## Begin RECORD EXCERPTS

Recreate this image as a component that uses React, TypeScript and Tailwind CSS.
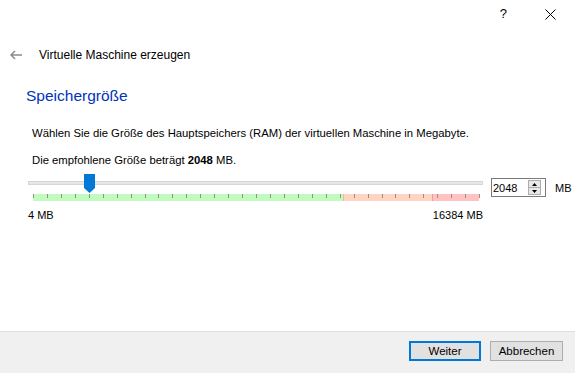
import React from 'react';

const TICK_COUNT = 33;
const TICK_STEP = 13.94;

const Handle = () => (
  <svg width="11" height="19" viewBox="0 0 11 19" className="block">
    <polygon points="0,0 11,0 11,14 5.5,19 0,14" fill="#0078d7" />
  </svg>
);

const Slider = () => {
  const ticks = [...Array(TICK_COUNT)].map((_, i) => 5 + i * TICK_STEP);
  return (
    <div className="w-[455px] flex flex-col">
      {/* groove + handle */}
      <div className="relative h-[20px]">
        <div className="absolute left-0 right-0 top-[7px] h-[4px] bg-[#e7e7e7] border border-[#d6d6d6]" />
        <div className="absolute left-[56px] top-0">
          <Handle />
        </div>
      </div>
      {/* tick band */}
      <div className="relative ml-[5px] w-[446px] h-[7px] flex">
        <div className="w-[310px] bg-[#c0fcc0]" />
        <div className="w-[89px] bg-[#ffd4c0] border-l border-[#f3b69a]" />
        <div className="flex-1 bg-[#ffc2c2] border-l border-[#f59a9a]" />
        {ticks.map((x, i) => (
          <div
            key={i}
            className="absolute top-0 w-px h-[4px] bg-[#9a9280]"
            style={{ left: x - 5 }}
          />
        ))}
      </div>
      <div className="flex justify-between mt-[6px] text-[11px] leading-[16px]">
        <span>4 MB</span>
        <span>16384 MB</span>
      </div>
    </div>
  );
};

const SpinBox = () => (
  <div className="w-[55px] h-[19px] border border-[#7a7a7a] bg-white flex items-center justify-between pl-[1px] pr-[4px]">
    <span className="text-[11px] leading-[16px]">2048</span>
    <div className="w-[13px] h-[15px] border border-[#adadad] bg-[#e8e8e8] flex flex-col">
      <div className="flex-1 flex items-center justify-center border-b border-[#adadad]">
        <svg width="5" height="3" viewBox="0 0 5 3"><polygon points="0,3 5,3 2.5,0" fill="#000" /></svg>
      </div>
      <div className="flex-1 flex items-center justify-center">
        <svg width="5" height="3" viewBox="0 0 5 3"><polygon points="0,0 5,0 2.5,3" fill="#000" /></svg>
      </div>
    </div>
  </div>
);

export default function App() {
  return (
    <div
      className="w-[575px] h-[373px] bg-white flex flex-col text-black overflow-hidden"
      style={{ fontFamily: '"Liberation Sans", Arial, sans-serif' }}
    >
      {/* title bar buttons */}
      <div className="h-[45px] flex justify-end items-start pt-[7px] pr-[19px] gap-[38px]">
        <span className="text-[13px] leading-[14px]">?</span>
        <svg width="11" height="11" viewBox="0 0 11 11" className="mt-[2px]">
          <path d="M0.5 0.5 L10.5 10.5 M10.5 0.5 L0.5 10.5" stroke="#000" strokeWidth="1" />
        </svg>
      </div>

      {/* wizard title */}
      <div className="h-[20px] flex items-center pl-[10px] gap-[17px]">
        <svg width="12" height="10" viewBox="0 0 12 10">
          <path d="M1 5 H12 M5 1 L1 5 L5 9" stroke="#8a8a8a" strokeWidth="1.5" fill="none" />
        </svg>
        <span className="text-[12px] leading-[16px]">Virtuelle Maschine erzeugen</span>
      </div>

      {/* page header */}
      <div className="mt-[21px] pl-[26px] text-[15.5px] leading-[20px] text-[#0033bc]">Speichergröße</div>

      <div className="pl-[32px] mt-[19px] text-[11.3px] leading-[16px]">
        Wählen Sie die Größe des Hauptspeichers (RAM) der virtuellen Maschine in Megabyte.
      </div>
      <div className="pl-[32px] mt-[11px] text-[11.3px] leading-[16px]">
        Die empfohlene Größe beträgt <b>2048</b> MB.
      </div>

      <div className="mt-[6px] pl-[28px] flex items-start">
        <Slider />
        <div className="ml-[8px] mt-[4px] flex items-center gap-[9px]">
          <SpinBox />
          <span className="text-[11px] leading-[16px]">MB</span>
        </div>
      </div>

      <div className="flex-1" />

      {/* footer */}
      <div className="h-[42px] border-t border-[#dfdfdf] bg-[#f0f0f0] flex justify-end items-start pt-[9px] pr-[12px] gap-[9px]">
        <button className="w-[72px] h-[20px] border-2 border-[#0078d7] bg-[#e1e1e1] text-[11.5px] leading-[14px]">
          Weiter
        </button>
        <button className="w-[73px] h-[20px] border border-[#adadad] bg-[#e1e1e1] text-[11.5px] leading-[16px]">
          Abbrechen
        </button>
      </div>
    </div>
  );
}
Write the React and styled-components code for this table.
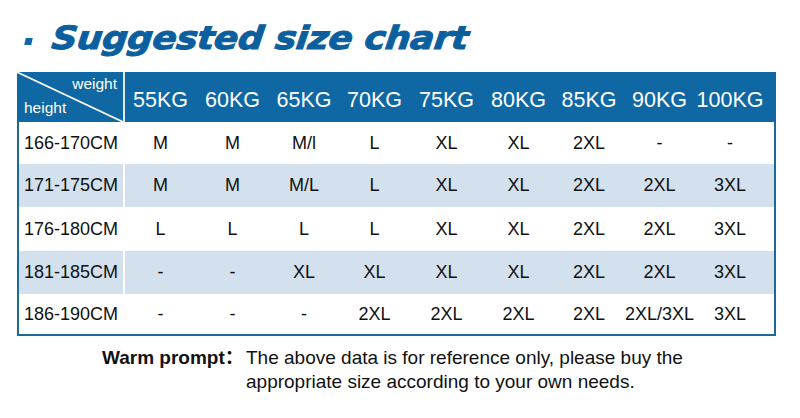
import React from "react";
import styled, { createGlobalStyle } from "styled-components";

const Global = createGlobalStyle`
  html, body { margin: 0; padding: 0; background: #fff; }
  body { font-family: "Liberation Sans", Arial, sans-serif; }
`;

const TRACKS = "71px 73px 70px 71px 73px 71px 70px 71px 70px 1fr";
const BLUE = "#0f68a3";
const BORDER = "#1c6997";

const Page = styled.div`
  width: 800px;
  height: 418px;
  box-sizing: border-box;
  padding: 18px 0 0 17px;
  overflow: hidden;
`;

const TitleRow = styled.div`
  display: flex;
  align-items: center;
  height: 40px;
  margin-bottom: 14px;
`;

const Dot = styled.span`
  display: block;
  width: 7px;
  height: 7px;
  background: ${BLUE};
  margin: 7px 20px 0 8px;
  transform: skewX(-12deg);
`;

const Title = styled.h1`
  margin: 0;
  font-family: "DejaVu Sans", sans-serif;
  font-weight: 900;
  font-style: italic;
  font-size: 32px;
  letter-spacing: -0.3px;
  color: #0c5f9e;
  -webkit-text-stroke: 1px #0c5f9e;
  white-space: nowrap;
  transform: scaleX(1.115) skewX(-6deg);
  transform-origin: left center;
`;

const Table = styled.div`
  width: 759px;
`;

const HeaderRow = styled.div`
  display: grid;
  grid-template-columns: 108px ${TRACKS};
  height: 50px;
  background: ${BLUE};
`;

const Body = styled.div`
  border: 2px solid ${BORDER};
  border-top: none;
`;

const Corner = styled.div`
  position: relative;
  border-right: 2px solid #dfe9f2;
  color: #fff;
  font-size: 15.5px;
`;

const Diagonal = styled.svg`
  position: absolute;
  inset: 0;
  width: 100%;
  height: 100%;
`;

const Weight = styled.span`
  position: absolute;
  right: 6px;
  top: 3px;
`;

const Height = styled.span`
  position: absolute;
  left: 7px;
  bottom: 5px;
`;

const HeadCell = styled.div`
  display: flex;
  align-items: center;
  justify-content: center;
  color: #fff;
  font-size: 21.5px;
  padding-top: 6px;
`;

const Row = styled.div`
  display: grid;
  grid-template-columns: 106px ${TRACKS};
  height: ${(p) => p.$h}px;
  background: ${(p) => (p.$alt ? "#d3e1ee" : "#fff")};
`;

const Label = styled.div`
  display: flex;
  align-items: center;
  padding-left: 5px;
  font-size: 18px;
  color: #111;
  border-right: 2px solid #fff;
`;

const Cell = styled.div`
  display: flex;
  align-items: center;
  justify-content: center;
  font-size: 18px;
  color: #111;
`;

const Note = styled.div`
  display: grid;
  grid-template-columns: 144px auto;
  margin: 10px 0 0 85px;
  font-family: "Liberation Sans", "Noto Sans CJK SC", sans-serif;
  font-size: 19px;
  line-height: 24px;
  color: #111;
`;

const NoteLabel = styled.span`
  font-weight: bold;
  white-space: nowrap;
`;

const heads = ["55KG", "60KG", "65KG", "70KG", "75KG", "80KG", "85KG", "90KG", "100KG"];
const rows = [
  ["166-170CM", ["M", "M", "M/l", "L", "XL", "XL", "2XL", "-", "-"], 42],
  ["171-175CM", ["M", "M", "M/L", "L", "XL", "XL", "2XL", "2XL", "3XL"], 43],
  ["176-180CM", ["L", "L", "L", "L", "XL", "XL", "2XL", "2XL", "3XL"], 44],
  ["181-185CM", ["-", "-", "XL", "XL", "XL", "XL", "2XL", "2XL", "3XL"], 43],
  ["186-190CM", ["-", "-", "-", "2XL", "2XL", "2XL", "2XL", "2XL/3XL", "3XL"], 40],
];

export default function App() {
  return (
    <Page>
      <Global />
      <TitleRow>
        <Dot />
        <Title>Suggested size chart</Title>
      </TitleRow>
      <Table>
        <HeaderRow>
          <Corner>
            <Diagonal viewBox="0 0 106 50" preserveAspectRatio="none">
              <line x1="0" y1="0" x2="106" y2="50" stroke="#fff" strokeWidth="1.6" />
            </Diagonal>
            <Weight>weight</Weight>
            <Height>height</Height>
          </Corner>
          {heads.map((h) => (
            <HeadCell key={h}>{h}</HeadCell>
          ))}
        </HeaderRow>
        <Body>
          {rows.map(([label, vals, h], i) => (
            <Row key={label} $alt={i % 2 === 1} $h={h}>
              <Label>{label}</Label>
              {vals.map((v, j) => (
                <Cell key={j}>{v}</Cell>
              ))}
            </Row>
          ))}
        </Body>
      </Table>
      <Note>
        <NoteLabel>Warm prompt：</NoteLabel>
        <span>
          The above data is for reference only, please buy the
          <br />
          appropriate size according to your own needs.
        </span>
      </Note>
    </Page>
  );
}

## End RECORD EXCERPTS

§ **TASK TO COMPLETE**
Count how many lines in the data above hold the string "this", and give the number with no other words.

§ **RESULT**
2